**** Data provided ****

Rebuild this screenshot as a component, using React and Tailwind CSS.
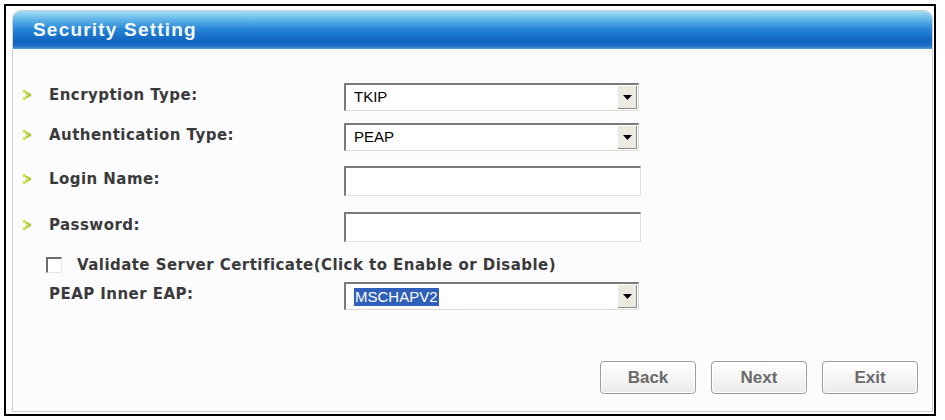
import React from "react";

const font = { fontFamily: '"Liberation Sans", Arial, sans-serif' };
const labelFont = { fontFamily: '"DejaVu Sans", Verdana, sans-serif' };

function Bullet() {
  return (
    <svg width="9" height="10" viewBox="0 0 9 10" className="shrink-0">
      <rect x="0" y="0" width="3" height="3" fill="#d0e44c" />
      <rect x="2.5" y="2" width="3" height="2.5" fill="#b4d030" />
      <rect x="5" y="3.5" width="3" height="3" fill="#a6c824" />
      <rect x="2.5" y="5.5" width="3" height="2.5" fill="#b4d030" />
      <rect x="0" y="7" width="3" height="3" fill="#d0e44c" />
    </svg>
  );
}

function Select({ value, selected }) {
  return (
    <div className="flex h-[28px] w-[295px] items-stretch border-t-2 border-l-2 border-t-[#7a7a7a] border-l-[#7a7a7a] border-b border-r border-b-[#dedbd2] border-r-[#dedbd2] bg-white">
      <div className="flex flex-1 items-center pl-[8px]">
        {selected ? (
          <span className="bg-[#2f5fb8] px-[1px] text-[15px] leading-[18px] text-white">{value}</span>
        ) : (
          <span className="text-[15px] text-black">{value}</span>
        )}
      </div>
      <div className="m-[1px] flex w-[19px] items-center justify-center border-r border-b border-r-[#8a8a8a] border-b-[#8a8a8a] bg-[#ebe9e0]">
        <svg width="9" height="5" viewBox="0 0 9 5">
          <polygon points="0,0 9,0 4.5,5" fill="#000" />
        </svg>
      </div>
    </div>
  );
}

function TextInput() {
  return (
    <div className="h-[30px] w-[297px] border-t-2 border-l-2 border-t-[#7a7a7a] border-l-[#7a7a7a] border-b border-r border-b-[#e4e1da] border-r-[#e4e1da] bg-white" />
  );
}

function Row({ label, children, h, bullet = true }) {
  return (
    <div className="flex items-center" style={{ height: h }}>
      <div className="flex w-[331px] items-center pb-[4px]">
        <div className="flex w-[36px] justify-start pl-[10px]">{bullet ? <Bullet /> : null}</div>
        <span className="text-[15px] font-bold tracking-[0.45px] text-[#3a3a3a]" style={labelFont}>{label}</span>
      </div>
      {children}
    </div>
  );
}

function Btn({ children }) {
  return (
    <div className="flex h-[33px] w-[96px] items-center justify-center rounded-[4px] border border-[#9c9c9c] bg-gradient-to-b from-[#ffffff] to-[#ebebeb] shadow-[inset_0_0_0_1px_#ffffff]">
      <span className="text-[17px] font-bold text-[#6a6a6a]">{children}</span>
    </div>
  );
}

export default function App() {
  return (
    <div className="h-[420px] w-[945px] bg-white pl-[4px] pt-[4px]" style={font}>
      <div className="h-[412px] w-[932px] border-2 border-black bg-white pl-[6px] pr-[1px] pt-[4px] pb-[2px]">
        <div className="flex h-full flex-col rounded-t-[9px] border border-[#cfcfd4] bg-[#fcfbfd]">
          <div className="flex h-[38px] items-center rounded-t-[8px] bg-[linear-gradient(to_bottom,#a4def4_0%,#62b6e8_22%,#2585d6_48%,#0f63bf_80%,#1c6fc4_92%,#5a9ad6_100%)] pl-[20px]">
            <span className="text-[19px] font-bold tracking-[1.2px] text-[#f4f8fc]">Security Setting</span>
          </div>
          <div className="flex flex-1 flex-col pt-[34px]">
            <Row label="Encryption Type:" h={28}>
              <Select value="TKIP" />
            </Row>
            <div className="h-[12px]" />
            <Row label="Authentication Type:" h={28}>
              <Select value="PEAP" />
            </Row>
            <div className="h-[15px]" />
            <Row label="Login Name:" h={30}>
              <TextInput />
            </Row>
            <div className="h-[16px]" />
            <Row label="Password:" h={30}>
              <TextInput />
            </Row>
            <div className="h-[13px]" />
            <div className="flex h-[20px] items-center pl-[33px]">
              <div className="h-[16px] w-[16px] border-t-2 border-l-2 border-t-[#6c6c6c] border-l-[#6c6c6c] border-b border-r border-b-[#e6e6e6] border-r-[#e6e6e6] bg-white" />
              <span className="ml-[15px] text-[15px] font-bold tracking-[0.45px] text-[#3a3a3a]" style={labelFont}>
                Validate Server Certificate(Click to Enable or Disable)
              </span>
            </div>
            <div className="h-[7px]" />
            <Row label="PEAP Inner EAP:" h={28} bullet={false}>
              <Select value="MSCHAPV2" selected />
            </Row>
            <div className="flex justify-end gap-[15px] pr-[14px] pt-[51px]">
              <Btn>Back</Btn>
              <Btn>Next</Btn>
              <Btn>Exit</Btn>
            </div>
          </div>
        </div>
      </div>
    </div>
  );
}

****

#### What is required
Repeat the material verbatim. Do not carry over any picture.

#### Solution to this exercise
Rebuild this screenshot as a component, using React and Tailwind CSS.
import React from "react";

const font = { fontFamily: '"Liberation Sans", Arial, sans-serif' };
const labelFont = { fontFamily: '"DejaVu Sans", Verdana, sans-serif' };

function Bullet() {
  return (
    <svg width="9" height="10" viewBox="0 0 9 10" className="shrink-0">
      <rect x="0" y="0" width="3" height="3" fill="#d0e44c" />
      <rect x="2.5" y="2" width="3" height="2.5" fill="#b4d030" />
      <rect x="5" y="3.5" width="3" height="3" fill="#a6c824" />
      <rect x="2.5" y="5.5" width="3" height="2.5" fill="#b4d030" />
      <rect x="0" y="7" width="3" height="3" fill="#d0e44c" />
    </svg>
  );
}

function Select({ value, selected }) {
  return (
    <div className="flex h-[28px] w-[295px] items-stretch border-t-2 border-l-2 border-t-[#7a7a7a] border-l-[#7a7a7a] border-b border-r border-b-[#dedbd2] border-r-[#dedbd2] bg-white">
      <div className="flex flex-1 items-center pl-[8px]">
        {selected ? (
          <span className="bg-[#2f5fb8] px-[1px] text-[15px] leading-[18px] text-white">{value}</span>
        ) : (
          <span className="text-[15px] text-black">{value}</span>
        )}
      </div>
      <div className="m-[1px] flex w-[19px] items-center justify-center border-r border-b border-r-[#8a8a8a] border-b-[#8a8a8a] bg-[#ebe9e0]">
        <svg width="9" height="5" viewBox="0 0 9 5">
          <polygon points="0,0 9,0 4.5,5" fill="#000" />
        </svg>
      </div>
    </div>
  );
}

function TextInput() {
  return (
    <div className="h-[30px] w-[297px] border-t-2 border-l-2 border-t-[#7a7a7a] border-l-[#7a7a7a] border-b border-r border-b-[#e4e1da] border-r-[#e4e1da] bg-white" />
  );
}

function Row({ label, children, h, bullet = true }) {
  return (
    <div className="flex items-center" style={{ height: h }}>
      <div className="flex w-[331px] items-center pb-[4px]">
        <div className="flex w-[36px] justify-start pl-[10px]">{bullet ? <Bullet /> : null}</div>
        <span className="text-[15px] font-bold tracking-[0.45px] text-[#3a3a3a]" style={labelFont}>{label}</span>
      </div>
      {children}
    </div>
  );
}

function Btn({ children }) {
  return (
    <div className="flex h-[33px] w-[96px] items-center justify-center rounded-[4px] border border-[#9c9c9c] bg-gradient-to-b from-[#ffffff] to-[#ebebeb] shadow-[inset_0_0_0_1px_#ffffff]">
      <span className="text-[17px] font-bold text-[#6a6a6a]">{children}</span>
    </div>
  );
}

export default function App() {
  return (
    <div className="h-[420px] w-[945px] bg-white pl-[4px] pt-[4px]" style={font}>
      <div className="h-[412px] w-[932px] border-2 border-black bg-white pl-[6px] pr-[1px] pt-[4px] pb-[2px]">
        <div className="flex h-full flex-col rounded-t-[9px] border border-[#cfcfd4] bg-[#fcfbfd]">
          <div className="flex h-[38px] items-center rounded-t-[8px] bg-[linear-gradient(to_bottom,#a4def4_0%,#62b6e8_22%,#2585d6_48%,#0f63bf_80%,#1c6fc4_92%,#5a9ad6_100%)] pl-[20px]">
            <span className="text-[19px] font-bold tracking-[1.2px] text-[#f4f8fc]">Security Setting</span>
          </div>
          <div className="flex flex-1 flex-col pt-[34px]">
            <Row label="Encryption Type:" h={28}>
              <Select value="TKIP" />
            </Row>
            <div className="h-[12px]" />
            <Row label="Authentication Type:" h={28}>
              <Select value="PEAP" />
            </Row>
            <div className="h-[15px]" />
            <Row label="Login Name:" h={30}>
              <TextInput />
            </Row>
            <div className="h-[16px]" />
            <Row label="Password:" h={30}>
              <TextInput />
            </Row>
            <div className="h-[13px]" />
            <div className="flex h-[20px] items-center pl-[33px]">
              <div className="h-[16px] w-[16px] border-t-2 border-l-2 border-t-[#6c6c6c] border-l-[#6c6c6c] border-b border-r border-b-[#e6e6e6] border-r-[#e6e6e6] bg-white" />
              <span className="ml-[15px] text-[15px] font-bold tracking-[0.45px] text-[#3a3a3a]" style={labelFont}>
                Validate Server Certificate(Click to Enable or Disable)
              </span>
            </div>
            <div className="h-[7px]" />
            <Row label="PEAP Inner EAP:" h={28} bullet={false}>
              <Select value="MSCHAPV2" selected />
            </Row>
            <div className="flex justify-end gap-[15px] pr-[14px] pt-[51px]">
              <Btn>Back</Btn>
              <Btn>Next</Btn>
              <Btn>Exit</Btn>
            </div>
          </div>
        </div>
      </div>
    </div>
  );
}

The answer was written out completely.